The town is more cramped. There are shops, people on about their purpose, a port, a difference from the main roads the side streets in different floors. There’s a protective wall around it, and even hints of a secret location that maybe we could access if we convince the dude blocking the way to let us through.
The point is, despite these two examples being extremely small, you can imagine a few more maps like than making a village or a town when put together.
And finally, here’s are some
very simple questions you can ask yourself if you feel lost when making your location:
-Is it large or small?
-Do many people live in it?
-Are they a tight community, or a loose one? Do they have people from many different cultures? Are all the buildings in the same style?
-What’s the weather like? The terrain?
-Where do they get water? Is there a well or a river?
-How’s economy? Are there very rich and very poor people, or are they all roughly the same?

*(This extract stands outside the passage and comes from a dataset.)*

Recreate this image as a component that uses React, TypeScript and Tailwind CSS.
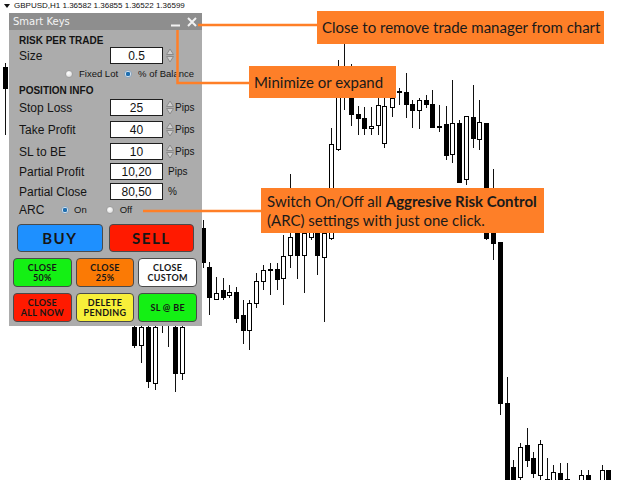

-What’s the main focus of the town? (Farming produce, crafts, services, etc)
-Do they trade with other places? Do they have a port? A market?
-Does the location have any interesting history?
-Any special buildings? Schools, libraries, orphanages, military training grounds, etc?
-Does it have an external wall? A castle or manor?
-Are there soldiers or guards?
-What is the player doing in there? Is what where he/she has to go obvious? Is it hard to find? Hidden?
-Are there any “secrets”? Things to find? Optional quests? Hidden places?
And with that, you should be able to pull something decent.
Now, mapping execution wise…All I can say is
start small. Don’t try to make enormous towns from the get go: they will probably look terrible. Stick to simple and work from there. If you feel your buildings are all the same, change their shape…within reasonable limits. No game of tetris with houses, please.
And that’s it! Hope it helps somewhat.